* _COLLECTED MATERIAL_
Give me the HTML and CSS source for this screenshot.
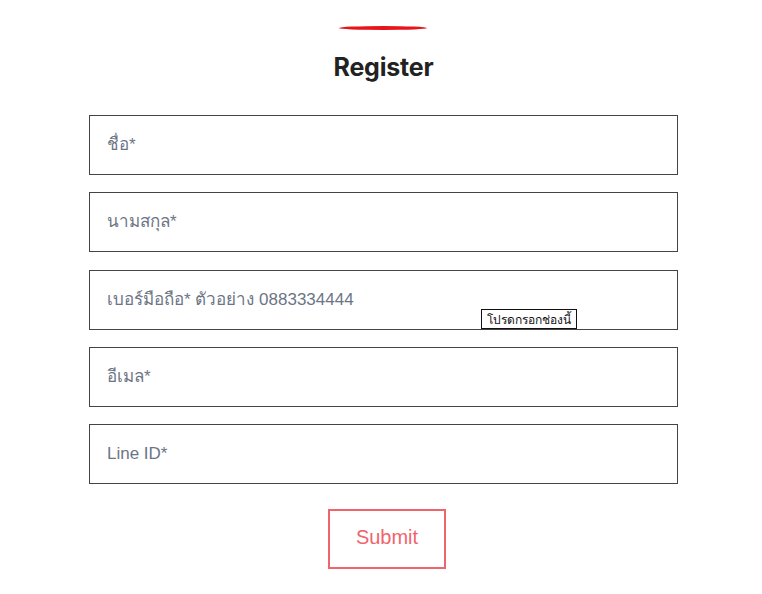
FILE: index.html
```html
<!DOCTYPE html>
<html lang="th">
<head>
<meta charset="utf-8">
<link rel="stylesheet" href="styles.css">
</head>
<body>
<div class="page">
  <div class="accent"></div>
  <h1 class="title">Register</h1>
  <form class="form">
    <div class="field"><input class="input" type="text" placeholder="ชื่อ*"></div>
    <div class="field"><input class="input" type="text" placeholder="นามสกุล*"></div>
    <div class="field">
      <input class="input" type="text" placeholder="เบอร์มือถือ* ตัวอย่าง 0883334444">
      <div class="tip">โปรดกรอกช่องนี้</div>
    </div>
    <div class="field"><input class="input" type="text" placeholder="อีเมล*"></div>
    <div class="field"><input class="input" type="text" placeholder="Line ID*"></div>
    <div class="actions"><button class="submit" type="button">Submit</button></div>
  </form>
</div>
</body>
</html>
```
FILE: styles.css
```css
html, body {
  margin: 0;
  padding: 0;
  background: #fff;
}
body {
  font-family: "Liberation Sans", "Noto Sans", sans-serif;
}
.page {
  width: 589px;
  margin-left: 89px;
  padding-top: 26px;
}
.accent {
  width: 88px;
  height: 4px;
  margin-left: 250px;
  background: #e8141c;
  border-radius: 44px / 2px;
}
.title {
  margin: 22px 0 0;
  text-align: center;
  font-family: Inter, "Liberation Sans", sans-serif;
  font-weight: 700;
  font-size: 25px;
  line-height: 30px;
  color: #222;
  letter-spacing: -0.2px;
}
.form {
  margin-top: 33px;
}
.field {
  position: relative;
  margin-bottom: 17.3px;
}
.input {
  display: block;
  box-sizing: border-box;
  width: 589px;
  height: 60px;
  margin: 0;
  padding: 0 17px;
  border: 1px solid #444;
  border-radius: 0;
  font-family: "Liberation Sans", "Noto Sans", sans-serif;
  font-size: 17px;
  color: #333;
  outline: none;
}
.input::placeholder {
  color: #6c7585;
}
.tip {
  position: absolute;
  left: 392px;
  top: 39px;
  height: 20px;
  padding: 0 5px;
  border: 1px solid #111;
  background: #fff;
  font-family: "Noto Sans", "Liberation Sans", sans-serif;
  font-size: 12px;
  line-height: 20px;
  color: #111;
  box-sizing: border-box;
}
.actions {
  display: flex;
  justify-content: center;
  padding-left: 7px;
  margin-top: 8px;
  padding-top: 8px;
}
.submit {
  width: 118px;
  height: 60px;
  padding: 0 0 4px;
  background: #fff;
  border: 2px solid #f0646c;
  color: #f0646c;
  font-family: "Liberation Sans", "Noto Sans", sans-serif;
  font-size: 20px;
  cursor: pointer;
}
```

* _REQUIRED WORK_
Print out the lines exactly, skipping any picture.

* _THE RESPONSE_
Give me the HTML and CSS source for this screenshot.
FILE: index.html
```html
<!DOCTYPE html>
<html lang="th">
<head>
<meta charset="utf-8">
<link rel="stylesheet" href="styles.css">
</head>
<body>
<div class="page">
  <div class="accent"></div>
  <h1 class="title">Register</h1>
  <form class="form">
    <div class="field"><input class="input" type="text" placeholder="ชื่อ*"></div>
    <div class="field"><input class="input" type="text" placeholder="นามสกุล*"></div>
    <div class="field">
      <input class="input" type="text" placeholder="เบอร์มือถือ* ตัวอย่าง 0883334444">
      <div class="tip">โปรดกรอกช่องนี้</div>
    </div>
    <div class="field"><input class="input" type="text" placeholder="อีเมล*"></div>
    <div class="field"><input class="input" type="text" placeholder="Line ID*"></div>
    <div class="actions"><button class="submit" type="button">Submit</button></div>
  </form>
</div>
</body>
</html>
```
FILE: styles.css
```css
html, body {
  margin: 0;
  padding: 0;
  background: #fff;
}
body {
  font-family: "Liberation Sans", "Noto Sans", sans-serif;
}
.page {
  width: 589px;
  margin-left: 89px;
  padding-top: 26px;
}
.accent {
  width: 88px;
  height: 4px;
  margin-left: 250px;
  background: #e8141c;
  border-radius: 44px / 2px;
}
.title {
  margin: 22px 0 0;
  text-align: center;
  font-family: Inter, "Liberation Sans", sans-serif;
  font-weight: 700;
  font-size: 25px;
  line-height: 30px;
  color: #222;
  letter-spacing: -0.2px;
}
.form {
  margin-top: 33px;
}
.field {
  position: relative;
  margin-bottom: 17.3px;
}
.input {
  display: block;
  box-sizing: border-box;
  width: 589px;
  height: 60px;
  margin: 0;
  padding: 0 17px;
  border: 1px solid #444;
  border-radius: 0;
  font-family: "Liberation Sans", "Noto Sans", sans-serif;
  font-size: 17px;
  color: #333;
  outline: none;
}
.input::placeholder {
  color: #6c7585;
}
.tip {
  position: absolute;
  left: 392px;
  top: 39px;
  height: 20px;
  padding: 0 5px;
  border: 1px solid #111;
  background: #fff;
  font-family: "Noto Sans", "Liberation Sans", sans-serif;
  font-size: 12px;
  line-height: 20px;
  color: #111;
  box-sizing: border-box;
}
.actions {
  display: flex;
  justify-content: center;
  padding-left: 7px;
  margin-top: 8px;
  padding-top: 8px;
}
.submit {
  width: 118px;
  height: 60px;
  padding: 0 0 4px;
  background: #fff;
  border: 2px solid #f0646c;
  color: #f0646c;
  font-family: "Liberation Sans", "Noto Sans", sans-serif;
  font-size: 20px;
  cursor: pointer;
}
```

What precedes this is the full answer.